Karawane zog zum Rathaus
09. Juni 2021 | von Joachim Fildhaut - Main Post | Pressemeldung
Auf dem Rathausplatz an der Rückermainstraße geht es bunt zu. Mehrere Dutzend farbig bemalter Kamele machen das Pflaster seit Mittwoch zur Karawanserei. Es macht Spaß, zwischen den stolze 40 Zentimenter hohen Holztieren zu lustwandeln. Bei einem Exemplar kann man sich bildlich vorstellen, wie die Kinderaugen glänzten, als sie die kurvig ausgesägte Tischlerplatte verzierten. Gleich beim nächsten verraten die Sneakers an den Kamelhufen, dass der Maler schon ein wenig älter war. Insgesamt fragt man sich aber: Wie kam die Karawane hierher? Soll sie etwas bedeuten?
Die Ursprungs-Oase der Tiere ist die Kinder- und Jugend-Kunstwerkstatt JuKu Karawane. Diese Würzburger Gruppe von Künstlern und Pädagogen macht Workshops, in denen sich die jungen Besucher schöpferisch entfalten können, ihre eigene Kreativität entdecken... Pandemiebedingt sind diese Treffen seit über einem Jahr ausgefallen. Dabei drehen die JuKu-Leute bisweilen das ganz große Rad. Unvergessen, wie sie in dem einen oder anderen Sommer einen ganzen Abenteuerspielplatz wochenlang mit Workshops füllten. Das lief in Zusammenarbeit mit der Stadt Würzburg, die auch diesmal kooperierte. Das Bundesprogramm "Demokratie leben!" finanzierte die Produktionskosten von "Kamele für alle. Die Karawane läuft", so der Titel des Fern-Workshops. Und auch der Lions Club Würzburg Löwenbrücke steuerte etwas zum Gelingen der bunten Aktion bei.
In der Isolation kreativ
Der Sinn und die Notwendigkeit leuchten ja auch ein: Als "kontaktloses Projekt" war das von Anfang an gedacht. Initiatorin Birgit Schmidt vergleicht die Hygienebeschränkungen, die die JuKu-Kurse unmöglich machen, mit einer Wüste. Und die Kamele? "Die können", sagt die Künstlerin und Pädagogin, "weite Durststrecken durchhalten. Genau so wollten wir mit "Kamele für alle" zeigen, dass Leute in ihrer Isolation kreativ sind. Durch unsere Aktion merken sie, dass sie Teil einer größeren Gruppe sind." Das wird durch die Ausstellung sinnfällig unterstrichen.

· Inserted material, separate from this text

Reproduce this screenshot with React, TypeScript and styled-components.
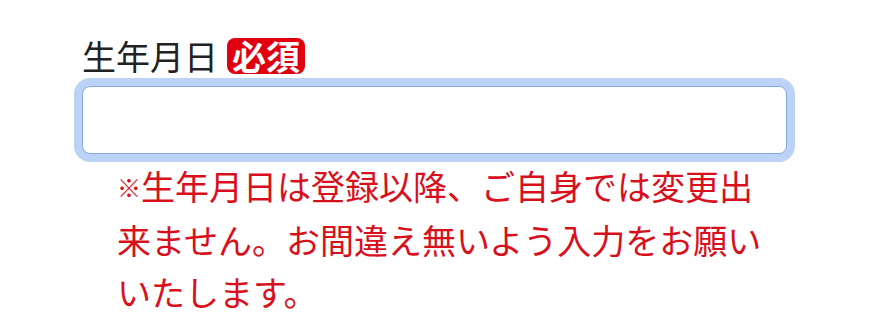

Initiatorinnen waren zwei Ateliernachbarinnen, Schmidt und Constanze Hochmuth-Simonetti. Beide luden ihre früheren Workshopteilnehmer zum Kamelebemalen ein. Während bei Schmidt vor allem junge Leute das Kreativsein üben, sind es bei Hochmuth-Simonetti auch oft Menschen mit Behinderung. Die Arbeitsräume der beiden Frauen liegen auf dem Bürgerbräu, wo derzeit auch der Verein JuKu Karawane insgesamt firmiert. Weitere Wüstentierfreunde sprachen die zwei durch Aushänge auf dem Gelände an. Geliefert wurden die Holzfiguren vom Spielwarenladen nebenan.
Blatt mit Impulsen
Im Februar startete die Aktion, eine Weile später konnte das Arbeitsmaterial abgeholt werden. Dazu gab es ein Blatt mit Impulsen: "Du hast nun ein Kamel in Pflege... ein paar Streicheleinheiten mit dem Pinsel... Welche Lieblingsfarbe hat dein Kamel?" Das inspirierte letztlich 60 junge und ältere Leute zum Mitmachen. Mitte Mai hatten Birgit Schmidt und Constanze Hochmuth-Simonetti knapp die Hälfte der ausgeteilten Wünstenwanderer wieder eingesammelt: "Zur Zeit", erzählte Schmidt damals, "fühlen wir uns ein bisschen wie die Hirten, die ihre Herde zusammentreiben müssen." Schließlich mussste die Herde ja noch wetterfest lackiert werden, damit sie auf dem Rathausplatz allen Passanten bis zum 18. Juni Freude machen kann.